Between the specialty medications structuring my calendar to fatigue and joint pain slowing down my days, RA has separated me from my peers. And I want to say that that isn’t a bad thing, but I’d be lying.

My life with RA is different from that of my peers

I never quite conceptualized how painful that separation was to me until writing this article now. One additional factor that might be impacting my feelings is how uncommon RA is for people my age. Being 22 (almost 23 now!) and having chronic, inflammatory arthritis is supposed to be oxymoronic. This isn’t supposed to happen.

And talking about it and explaining it is really difficult because you have to walk this fine line between being vulnerable and recognizing that most people outside of your closest friends don’t really care about your RA.

Should I talk to others about my RA?

Who should know about my chronic illness?

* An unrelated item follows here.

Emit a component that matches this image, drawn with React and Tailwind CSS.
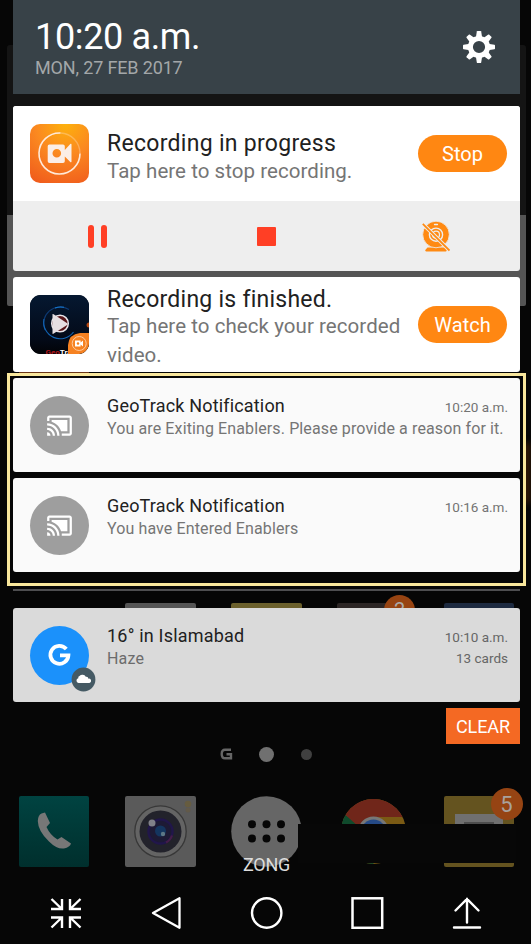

I say that not to be mean but to genuinely ask: why should a random stranger care that I have this chronic illness? I used to think that everyone had to know about my condition and how I was doing but now I recognize that that is naïve and too trustworthy.

Managing my expectations when I talk to others about my RA

Something else I’ve realized in talking with people about my RA is that there isn’t really much they can say to comfort me, and that it’s wrong for me to place that expectation on someone when I divulge how I’m feeling. Instead, I need to give that validation to myself, to help myself not to feel so isolated. Expectations are premeditated resentments, and it’s time for me to let go of my own resentments toward my condition.

How do I keep my expectations in check?

At the same time, it’s one thing for me to write that sentence and to actually carry it over into my lived experience. Reconciling the expectations I place on myself and others first require a self-awareness of both my RA and how I’m communicating about my RA. For many other reasons, this is partly why I like to journal about how I’m doing with RA so that I can keep myself and my expectations in check.

People without RA do not understand RA

Moreover, I’ve seen many community members write that other people who don’t have RA will never know what it is like to have this condition, and this is absolutely correct. People without RA won’t understand the flares that we have, the pain that we feel, the difficulty of dealing with RA-specific specialty medications.

Quite frankly, I don’t want them to know. I don’t want them to have personally experience the pain that we go through, mostly because I don’t wish this disease on anyone! It’s horrible. It’s been the most difficult thing to deal with in my short 22 years of existence. And, no, it’s not okay that RA is in my life. It just is in my life now. That’s one expectation I am likely to keep.